Он утверждал, что монархический принцип тесно связан как с тем новым значением, которое пытается отстоять за государством фашизм, так и с принципом устойчивости и преемственности, который Муссолини относил то к самому государству, то в более широком, мифологическом смысле к «роду». Он дословно определял монархию как «высший синтез национальных ценностей» и «основополагающий элемент национального единства». Таким образом, исчезновение республиканских тенденций (близких к социалистическими), существовавших в фашизме до Похода на Рим, можно считать существенным аспектом процесса очищения, облагораживания и «романизации» самого фашизма. Однако, возвращение к республиканской идее во второй период фашизма времён Сало, наряду с усилением «социальных» тенденций, можно оценивать как часто наблюдаемое в психопатологии явление регрессии, возникающее вследствие травмы. Можно понять как законное возмущение Муссолини, вызванное предательством короля, так и влияние чисто человеческих, преходящих и драматических факторов, которые обычно возникают в подобных обстоятельствах, однако, с точки зрения чистых политических принципов это не меняет существа дела. Поэтому, фашизм периода Социальной Республики можно вынести за скобки обсуждаемой темы.
Прежде всего, укажем на то, что Муссолини не «захватывал» власть, но получил её из рук короля, что было равнозначно законному возведению в сан (пусть и прикрытое законодательно в соответствии с духом времени конформистским назначением главой правительства). Однако, с учётом дальнейшего развития событий, фашизм двадцатилетнего периода можно назвать «диархией», то есть сосуществованием монархии и своего рода диктатуры. Именно усиление второй составляющей позволило тогдашним противникам прежнего строя говорить непосредственно о «фашистской диктатуре», тем самым почти целиком исключая монархическую составляющую, как практически не обладавшую никаким значением.

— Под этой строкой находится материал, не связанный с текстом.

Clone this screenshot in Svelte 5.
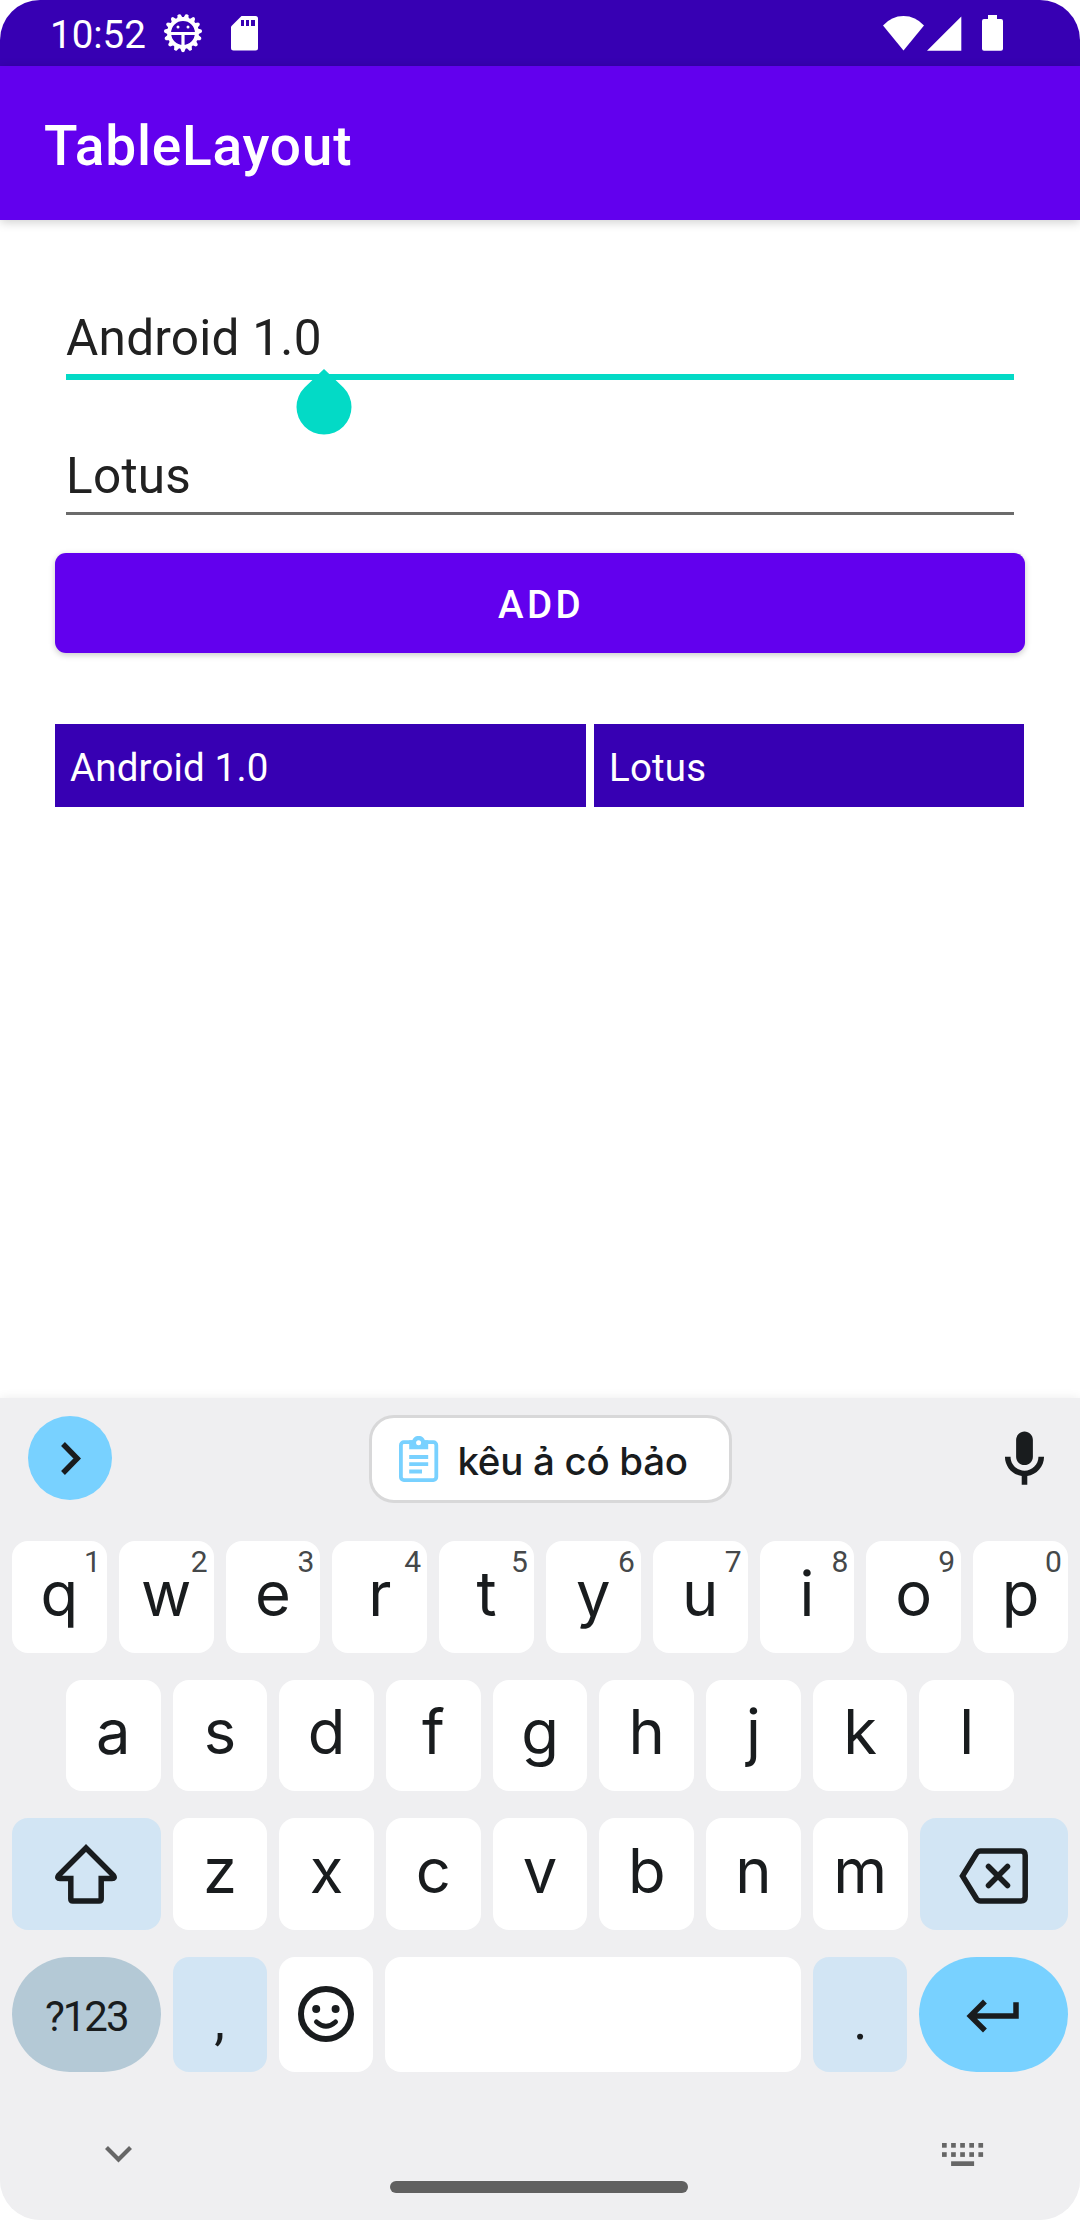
<script>
  const topRow = [...'qwertyuiop'].map((letter, i) => ({ letter, hint: (i + 1) % 10 }));
  const homeRow = [...'asdfghjkl'];
  const bottomRow = [...'zxcvbnm'];
  const teeth = Array.from({ length: 15 }, (_, i) => i * 24 + 12);
  const dots = [0, 1, 2, 3, 4];
</script>

<main class="screen">
  <header class="status">
    <span class="clock">10:52</span>
    <svg class="gear" width="40" height="40" viewBox="-20 -20 40 40">
      {#each teeth as angle}
        <path d="M-3.200 -14L-1.500 -18.500Q0 -20 1.500 -18.500L3.200 -14Z" fill="#fff" transform="rotate({angle})" />
      {/each}
      <circle r="13.900" fill="none" stroke="#fff" stroke-width="4" />
      <path d="M-13 0.500H13M0 0.500V14" stroke="#fff" stroke-width="3.200" />
      <circle cx="-5" cy="-6" r="1.500" fill="#fff" />
      <circle cx="5" cy="-6" r="1.500" fill="#fff" />
    </svg>
    <svg class="sd" width="27" height="35" viewBox="0 0 27 35">
      <path d="M10.500 0H24.500Q27 0 27 2.500V32Q27 34.500 24.500 34.500H2.500Q0 34.500 0 32V10.500Z" fill="#fff" />
      <path d="M10 4h3v6h-3zM15 4h3v6h-3zM20 4h4v6h-4z" fill="#3700b3" />
    </svg>
    <span class="grow"></span>
    <svg class="wifi" width="41" height="35" viewBox="0 0 41 35">
      <path d="M20.500 34.500L0 9.500Q8.500 0 20.500 0T41 9.500Z" fill="#fff" />
    </svg>
    <svg class="signal" width="35" height="35" viewBox="0 0 35 35">
      <path d="M0 34.700H34.300V0.500Z" fill="#fff" />
    </svg>
    <svg class="battery" width="21" height="36" viewBox="0 0 21 36">
      <path d="M6 0h9v4h4q2 0 2 2v27.700q0 2-2 2H2q-2 0-2-2V6q0-2 2-2h4z" fill="#fff" />
    </svg>
  </header>

  <div class="appbar"><h1>TableLayout</h1></div>

  <section class="content">
    <div class="field active">
      <span>Android 1.0</span>
      <svg class="handle" width="56" height="66" viewBox="0 0 56 66">
        <path d="M28 0L47.400 18.600A27.500 27.500 0 1 1 8.600 18.600Z" fill="#03dac6" />
      </svg>
    </div>
    <div class="field"><span>Lotus</span></div>
    <button class="add">ADD</button>
    <div class="table">
      <div class="cell">Android 1.0</div>
      <div class="cell">Lotus</div>
    </div>
  </section>

  <section class="keyboard">
    <div class="toolbar">
      <div class="expand">
        <svg width="20" height="33" viewBox="0 0 20 33">
          <path d="M2 2L16.300 16.500L2 31" fill="none" stroke="#191c1e" stroke-width="5.400" />
        </svg>
      </div>
      <div class="chip">
        <svg width="40" height="47" viewBox="0 0 40 47">
          <rect x="1.900" y="6.200" width="35.400" height="37.900" rx="3" fill="none" stroke="#78d1ff" stroke-width="3.800" />
          <path d="M10.200 4.300H13.300A6.700 6.700 0 0 1 25.900 4.300H29.200V13.300H10.200Z" fill="#78d1ff" />
          <circle cx="19.600" cy="6.800" r="2.500" fill="#fff" />
          <path d="M10.200 21H29.200M10.200 28.200H29.200M10.200 35.500H23" stroke="#78d1ff" stroke-width="3.800" />
        </svg>
        <span>kêu ả có bảo</span>
      </div>
      <svg class="mic" width="67" height="67" viewBox="0 0 24 24">
        <path fill="#191c1e" d="M12 14c1.660 0 3-1.340 3-3V5c0-1.660-1.340-3-3-3S9 3.340 9 5v6c0 1.660 1.340 3 3 3zM17 11c0 2.760-2.240 5-5 5s-5-2.240-5-5H5c0 3.530 2.610 6.430 6 6.920V21h2v-3.080c3.390-.490 6-3.390 6-6.920z" />
      </svg>
    </div>

    <div class="row">
      {#each topRow as key}
        <div class="key"><span>{key.letter}</span><small>{key.hint}</small></div>
      {/each}
    </div>
    <div class="row inset">
      {#each homeRow as letter}
        <div class="key"><span>{letter}</span></div>
      {/each}
    </div>
    <div class="row">
      <div class="key wide tint">
        <svg class="shift" width="62" height="60" viewBox="0 0 62 60">
          <path d="M31 4L3.500 31.500Q1.500 34.500 5 34.500H15.800V55Q15.800 57 17.800 57H44.200Q46.200 57 46.200 55V34.500H57Q60.500 34.500 58.500 31.500Z" fill="none" stroke="#191c1e" stroke-width="5.500" />
        </svg>
      </div>
      {#each bottomRow as letter}
        <div class="key"><span>{letter}</span></div>
      {/each}
      <div class="key wide tint">
        <svg class="delete" width="69" height="56" viewBox="0 0 69 56">
          <path d="M3.500 28L17.500 5.200Q19 3 21.500 3H62Q66.200 3 66.200 7.200V48.800Q66.200 53 62 53H21.500Q19 53 17.500 50.800Z" fill="none" stroke="#191c1e" stroke-width="5.500" />
          <path d="M29.500 18.500L48.500 37.500M48.500 18.500L29.500 37.500" stroke="#191c1e" stroke-width="5.500" stroke-linecap="round" />
        </svg>
      </div>
    </div>
    <div class="row last">
      <div class="key wide symbols"><span>?123</span></div>
      <div class="key tint punct"><span>,</span></div>
      <div class="key">
        <svg width="56" height="56" viewBox="0 0 56 56">
          <circle cx="28" cy="28" r="25" fill="none" stroke="#191c1e" stroke-width="6" />
          <circle cx="18.200" cy="23" r="4" fill="#191c1e" />
          <circle cx="37.600" cy="23" r="4" fill="#191c1e" />
          <path d="M18.500 36Q28 44.500 37.500 36" fill="none" stroke="#191c1e" stroke-width="5" stroke-linecap="round" />
        </svg>
      </div>
      <div class="key space"></div>
      <div class="key tint punct"><span>.</span></div>
      <div class="key wide enter">
        <svg width="66" height="66" viewBox="0 0 24 24">
          <path fill="#191c1e" d="M19 7v4H5.830l3.580-3.590L8 6l-6 6 6 6 1.410-1.410L5.830 13H21V7z" />
        </svg>
      </div>
    </div>

    <footer class="nav">
      <svg class="hide" width="27" height="17" viewBox="0 0 27 17">
        <path d="M1.500 1.500L13.500 13.500L25.500 1.500" fill="none" stroke="#666" stroke-width="4.200" />
      </svg>
      <div class="pill"></div>
      <svg class="ime" width="42" height="23" viewBox="0 0 42 23">
        {#each dots as i}
          <rect x={i * 9.1} y="0" width="4.700" height="4.700" fill="#666" />
          <rect x={i * 9.1} y="9.200" width="4.700" height="4.700" fill="#666" />
        {/each}
        <rect x="9.100" y="18.300" width="23" height="4.700" fill="#666" />
      </svg>
    </footer>
  </section>
</main>

<style>
  :global(body) {
    margin: 0;
    background: #fff;
  }
  .screen {
    width: 1080px;
    height: 2220px;
    display: flex;
    flex-direction: column;
    overflow: hidden;
    border-radius: 40px;
    background: #fff;
    font-family: Roboto, 'Liberation Sans', sans-serif;
  }
  svg {
    display: block;
    flex: none;
  }
  .status {
    box-sizing: border-box;
    height: 66px;
    padding: 0 77px 0 50px;
    display: flex;
    align-items: center;
    background: #3700b3;
    color: #fff;
  }
  .clock {
    width: 113px;
    font-size: 38.500px;
    line-height: 66px;
    padding-top: 3px;
    box-sizing: border-box;
  }
  .sd {
    margin-left: 28px;
  }
  .grow {
    flex: 1;
  }
  .signal {
    margin: 0 20px 0 3px;
  }
  .appbar {
    height: 154px;
    padding-left: 44px;
    display: flex;
    align-items: center;
    background: #6200ee;
    color: #fff;
    box-shadow: 0 2px 10px rgba(0, 0, 0, 0.2);
  }
  h1 {
    margin: 6px 0 0;
    font-size: 55px;
    font-weight: 500;
    line-height: 64px;
    letter-spacing: 0.800px;
  }
  .content {
    flex: 1;
    padding: 55px 55px 0;
  }
  .field {
    position: relative;
    box-sizing: border-box;
    height: 138px;
    margin: 0 11px;
    padding-top: 34px;
    font-size: 49.500px;
    line-height: 58px;
    letter-spacing: 0.250px;
    color: #212121;
  }
  .field::after {
    content: '';
    display: block;
    height: 2.500px;
    margin-top: 7px;
    background: #6b6b6b;
  }
  .field span {
    display: block;
  }
  .field.active::after {
    height: 6px;
    background: #03dac6;
  }
  .handle {
    position: absolute;
    left: 230px;
    top: 94px;
  }
  .add {
    display: block;
    width: 970px;
    height: 100px;
    margin: 2px 0 71px;
    padding: 2px 0 0 2px;
    border: 0;
    border-radius: 11px;
    background: #6200ee;
    color: #fff;
    font: 500 38.500px Roboto, sans-serif;
    letter-spacing: 3.440px;
    box-shadow: 0 2px 6px rgba(0, 0, 0, 0.22);
  }
  .table {
    display: grid;
    grid-template-columns: 531px 430px;
    gap: 8px;
  }
  .cell {
    height: 83px;
    padding-left: 15px;
    background: #3700b3;
    color: #fff;
    font-size: 38.500px;
    line-height: 87px;
    letter-spacing: 0.160px;
  }
  .keyboard {
    box-sizing: border-box;
    height: 822px;
    background: #efeff1;
    color: #191c1e;
    box-shadow: 0 0 10px rgba(0, 0, 0, 0.08);
    font-family: Inter, Roboto, sans-serif;
  }
  .toolbar {
    box-sizing: border-box;
    height: 143px;
    padding: 17px 22px 0 28px;
    display: flex;
    align-items: flex-start;
    justify-content: space-between;
  }
  .expand {
    width: 84px;
    height: 84px;
    margin-top: 1px;
    border-radius: 50%;
    background: #78d1ff;
    display: grid;
    place-items: center;
  }
  .expand svg {
    margin-left: 2px;
  }
  .chip {
    box-sizing: border-box;
    width: 363px;
    height: 88px;
    margin-right: 3px;
    padding-left: 27px;
    border: 3px solid #d8d8d9;
    border-radius: 25px;
    background: #fff;
    display: flex;
    align-items: center;
    gap: 19px;
    white-space: nowrap;
    font-size: 38.500px;
    font-weight: 500;
    letter-spacing: -0.300px;
  }
  .chip span {
    margin-top: 4px;
  }
  .mic {
    margin-top: 11px;
  }
  .row {
    height: 111.500px;
    margin: 0 12px 27px;
    display: flex;
    gap: 12px;
  }
  .row.inset {
    margin: 0 66px 27px;
  }
  .row.last {
    height: 115px;
    margin-bottom: 0;
  }
  .key {
    position: relative;
    flex: 1 1 0;
    border-radius: 16px;
    background: #fff;
    display: flex;
    align-items: center;
    justify-content: center;
    font-size: 61.500px;
    line-height: 78px;
  }
  .key span {
    margin-top: -6px;
  }
  .key small {
    position: absolute;
    top: 6px;
    right: 6px;
    font: 450 30px/30px Roboto, sans-serif;
    color: #45484a;
  }
  .key.wide {
    flex: 0 0 148.500px;
  }
  .tint {
    background: #d2e5f4;
  }
  .key.space {
    flex: 0 0 416px;
  }
  .key.symbols {
    border-radius: 58px;
    background: #b4c9d6;
    font: 450 42px Roboto, sans-serif;
    letter-spacing: -2px;
  }
  .key.symbols span {
    margin-top: 4px;
  }
  .key.enter {
    border-radius: 58px;
    background: #78d1ff;
  }
  .enter svg {
    margin-top: 4px;
  }
  .delete {
    margin-top: 4px;
  }
  .key.punct {
    font: 400 54px/60px Roboto, sans-serif;
  }
  .key.punct span {
    margin-top: 13px;
  }
  .nav {
    display: grid;
    grid-template-columns: 390px 298px 392px;
    height: 148px;
    align-items: start;
  }
  .hide {
    margin: 74px 0 0 105px;
  }
  .pill {
    height: 12px;
    margin-top: 109px;
    border-radius: 6px;
    background: #606060;
  }
  .ime {
    margin: 71px 0 0 254px;
  }
</style>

Критиковали систему «диархии» и с иных позиций. В частности те, для кого признание монархического начала стало искажением или отклонением революционной силы начального движения. Впрочем, эти критики не удосужились сказать что-либо внятное относительно того, каковы, по их мнению, должны были стать его истинные цели. Истина же заключается скорее в том, что если бы в Италии существовала подлинная монархия, не просто символизирующая собой верховную власть, но обладающая реальной властью и волей к решительным действиям в любой кризисной ситуации, грозящей крахом государства, не было бы никакого фашизма и никакой «революции». Другими словами, критическая ситуация, в которой оказалась страна накануне Похода на Рим была бы своевременно преодолена путем «революции сверху» (вероятно с приостановлением действия конституции) — единственно возможной революции в рамках традиционного общества — путём последующего сокращения структур, проявивших себя неэффективными. Но поскольку ситуация сложилось иначе, пришлось действовать другим способом. Можно сказать, что король доверил Муссолини и фашизму совершить «революцию сверху», вероятно надеясь тем самым соблюсти принцип «невмешательства», выраженный в правиле «царствовать, но не править», навязанном монарху либеральным конституционализмом.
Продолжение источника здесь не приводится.